◆ Data segment ◆
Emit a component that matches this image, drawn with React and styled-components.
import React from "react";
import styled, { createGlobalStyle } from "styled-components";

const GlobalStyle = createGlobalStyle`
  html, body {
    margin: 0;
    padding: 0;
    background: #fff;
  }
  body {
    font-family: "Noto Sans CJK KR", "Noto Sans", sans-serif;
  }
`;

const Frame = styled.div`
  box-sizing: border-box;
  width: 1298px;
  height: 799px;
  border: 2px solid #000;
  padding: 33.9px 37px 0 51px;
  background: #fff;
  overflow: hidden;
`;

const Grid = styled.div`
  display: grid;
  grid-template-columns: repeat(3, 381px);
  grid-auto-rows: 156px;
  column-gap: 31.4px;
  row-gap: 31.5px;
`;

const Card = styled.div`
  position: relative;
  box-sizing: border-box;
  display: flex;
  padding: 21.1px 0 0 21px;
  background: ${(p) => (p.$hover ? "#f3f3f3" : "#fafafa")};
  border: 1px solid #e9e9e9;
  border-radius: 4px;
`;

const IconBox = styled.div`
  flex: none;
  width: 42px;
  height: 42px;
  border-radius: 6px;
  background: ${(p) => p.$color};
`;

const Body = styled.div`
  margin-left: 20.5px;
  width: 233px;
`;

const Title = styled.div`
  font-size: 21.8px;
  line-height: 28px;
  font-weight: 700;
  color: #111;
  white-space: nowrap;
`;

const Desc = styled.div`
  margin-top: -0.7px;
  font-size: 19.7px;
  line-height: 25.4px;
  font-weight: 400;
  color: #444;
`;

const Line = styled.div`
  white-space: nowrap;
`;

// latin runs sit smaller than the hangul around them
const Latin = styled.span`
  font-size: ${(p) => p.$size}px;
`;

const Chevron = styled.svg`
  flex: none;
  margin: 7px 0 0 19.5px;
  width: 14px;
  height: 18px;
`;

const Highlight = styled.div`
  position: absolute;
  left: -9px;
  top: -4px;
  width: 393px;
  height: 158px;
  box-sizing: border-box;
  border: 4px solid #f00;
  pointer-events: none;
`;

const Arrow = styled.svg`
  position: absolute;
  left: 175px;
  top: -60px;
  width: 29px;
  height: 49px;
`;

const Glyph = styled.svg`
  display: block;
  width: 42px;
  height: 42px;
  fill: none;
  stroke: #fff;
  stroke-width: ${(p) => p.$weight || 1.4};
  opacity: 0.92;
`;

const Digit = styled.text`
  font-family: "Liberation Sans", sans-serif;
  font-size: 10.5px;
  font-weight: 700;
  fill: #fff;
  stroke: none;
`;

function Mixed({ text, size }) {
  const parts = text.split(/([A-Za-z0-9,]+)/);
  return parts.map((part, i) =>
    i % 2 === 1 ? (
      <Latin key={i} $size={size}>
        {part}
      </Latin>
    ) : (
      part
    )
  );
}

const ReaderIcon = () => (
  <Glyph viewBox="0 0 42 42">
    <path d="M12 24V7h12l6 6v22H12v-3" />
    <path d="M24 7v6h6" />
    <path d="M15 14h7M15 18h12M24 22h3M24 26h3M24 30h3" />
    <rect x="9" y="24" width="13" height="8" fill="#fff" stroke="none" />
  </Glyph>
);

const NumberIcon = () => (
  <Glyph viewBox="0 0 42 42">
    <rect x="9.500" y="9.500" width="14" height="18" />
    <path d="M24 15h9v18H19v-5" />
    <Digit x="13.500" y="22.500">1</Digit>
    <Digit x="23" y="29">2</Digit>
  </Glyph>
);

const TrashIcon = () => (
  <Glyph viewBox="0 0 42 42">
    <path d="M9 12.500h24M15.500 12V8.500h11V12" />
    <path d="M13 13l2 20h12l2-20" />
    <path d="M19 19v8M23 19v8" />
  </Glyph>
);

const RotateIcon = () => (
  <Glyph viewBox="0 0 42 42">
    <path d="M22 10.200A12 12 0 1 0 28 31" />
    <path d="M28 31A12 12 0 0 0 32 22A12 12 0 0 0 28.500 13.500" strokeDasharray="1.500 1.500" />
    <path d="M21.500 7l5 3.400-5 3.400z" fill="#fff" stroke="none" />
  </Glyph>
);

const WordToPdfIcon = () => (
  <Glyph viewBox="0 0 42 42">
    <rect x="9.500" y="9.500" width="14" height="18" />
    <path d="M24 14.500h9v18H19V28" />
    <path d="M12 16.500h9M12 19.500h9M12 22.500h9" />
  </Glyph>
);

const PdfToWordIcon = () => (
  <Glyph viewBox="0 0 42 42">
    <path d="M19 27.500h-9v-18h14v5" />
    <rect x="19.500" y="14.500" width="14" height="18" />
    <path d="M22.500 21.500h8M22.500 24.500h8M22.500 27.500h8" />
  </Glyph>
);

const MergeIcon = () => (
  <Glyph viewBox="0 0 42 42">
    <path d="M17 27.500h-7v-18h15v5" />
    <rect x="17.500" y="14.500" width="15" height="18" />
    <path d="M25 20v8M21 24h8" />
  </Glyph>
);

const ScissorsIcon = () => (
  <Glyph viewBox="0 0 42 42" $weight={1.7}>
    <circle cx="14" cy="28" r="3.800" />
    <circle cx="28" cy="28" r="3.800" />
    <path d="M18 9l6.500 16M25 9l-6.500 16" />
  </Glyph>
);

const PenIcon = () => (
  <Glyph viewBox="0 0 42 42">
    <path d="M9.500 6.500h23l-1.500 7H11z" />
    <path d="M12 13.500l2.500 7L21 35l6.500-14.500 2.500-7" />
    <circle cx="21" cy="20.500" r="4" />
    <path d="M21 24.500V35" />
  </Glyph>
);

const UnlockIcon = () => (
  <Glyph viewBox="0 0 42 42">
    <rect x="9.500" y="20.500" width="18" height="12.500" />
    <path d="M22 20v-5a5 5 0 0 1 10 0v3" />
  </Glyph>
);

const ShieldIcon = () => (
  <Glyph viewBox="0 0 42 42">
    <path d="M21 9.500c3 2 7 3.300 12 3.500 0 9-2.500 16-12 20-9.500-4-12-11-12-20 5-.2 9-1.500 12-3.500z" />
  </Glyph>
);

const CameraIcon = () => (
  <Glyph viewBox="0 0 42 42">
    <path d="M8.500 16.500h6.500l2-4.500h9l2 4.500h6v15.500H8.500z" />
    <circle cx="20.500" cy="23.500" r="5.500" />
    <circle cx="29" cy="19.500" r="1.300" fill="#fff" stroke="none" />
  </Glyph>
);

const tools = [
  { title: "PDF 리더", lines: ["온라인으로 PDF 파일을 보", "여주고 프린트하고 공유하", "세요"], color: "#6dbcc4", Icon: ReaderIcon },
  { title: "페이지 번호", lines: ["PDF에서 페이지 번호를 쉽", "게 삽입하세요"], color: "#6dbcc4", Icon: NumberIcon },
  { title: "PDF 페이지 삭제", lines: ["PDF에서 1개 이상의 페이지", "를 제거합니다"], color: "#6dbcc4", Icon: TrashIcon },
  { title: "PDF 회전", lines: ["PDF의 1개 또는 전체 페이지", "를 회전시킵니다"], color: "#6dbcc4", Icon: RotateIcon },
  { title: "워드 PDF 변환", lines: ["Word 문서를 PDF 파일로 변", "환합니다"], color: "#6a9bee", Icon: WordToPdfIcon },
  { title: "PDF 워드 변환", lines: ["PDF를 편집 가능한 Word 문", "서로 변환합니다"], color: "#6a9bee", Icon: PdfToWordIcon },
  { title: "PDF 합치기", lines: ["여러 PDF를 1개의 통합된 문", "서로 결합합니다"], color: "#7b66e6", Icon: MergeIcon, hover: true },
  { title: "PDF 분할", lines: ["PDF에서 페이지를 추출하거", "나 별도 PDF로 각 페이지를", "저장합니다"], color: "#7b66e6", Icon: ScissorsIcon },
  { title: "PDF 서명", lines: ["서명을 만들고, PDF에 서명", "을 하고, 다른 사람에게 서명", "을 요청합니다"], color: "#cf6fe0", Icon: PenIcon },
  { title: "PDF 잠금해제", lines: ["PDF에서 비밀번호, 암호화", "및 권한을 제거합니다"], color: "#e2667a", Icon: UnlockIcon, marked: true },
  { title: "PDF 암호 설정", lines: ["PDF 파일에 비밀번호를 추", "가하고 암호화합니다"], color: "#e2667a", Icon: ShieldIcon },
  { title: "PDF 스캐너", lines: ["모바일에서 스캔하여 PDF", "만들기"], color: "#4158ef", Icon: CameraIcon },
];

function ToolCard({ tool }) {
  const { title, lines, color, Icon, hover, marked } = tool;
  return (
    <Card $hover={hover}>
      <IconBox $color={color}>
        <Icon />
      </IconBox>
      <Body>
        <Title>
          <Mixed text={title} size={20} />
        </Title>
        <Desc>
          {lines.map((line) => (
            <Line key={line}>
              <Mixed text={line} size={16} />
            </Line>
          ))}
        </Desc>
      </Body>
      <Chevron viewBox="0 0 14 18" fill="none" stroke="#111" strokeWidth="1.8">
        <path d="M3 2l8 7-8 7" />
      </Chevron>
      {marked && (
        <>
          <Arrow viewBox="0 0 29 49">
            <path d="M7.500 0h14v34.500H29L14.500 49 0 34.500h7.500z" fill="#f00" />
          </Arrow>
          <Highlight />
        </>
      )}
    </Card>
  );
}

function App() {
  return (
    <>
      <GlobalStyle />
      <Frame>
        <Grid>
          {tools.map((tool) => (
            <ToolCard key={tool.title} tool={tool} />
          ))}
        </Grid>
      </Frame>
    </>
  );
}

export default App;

◆ Exercise goal ◆
Check every line of the data, and copy the ones that contain "components".

◆ Written response ◆
Emit a component that matches this image, drawn with React and styled-components.
import styled, { createGlobalStyle } from "styled-components";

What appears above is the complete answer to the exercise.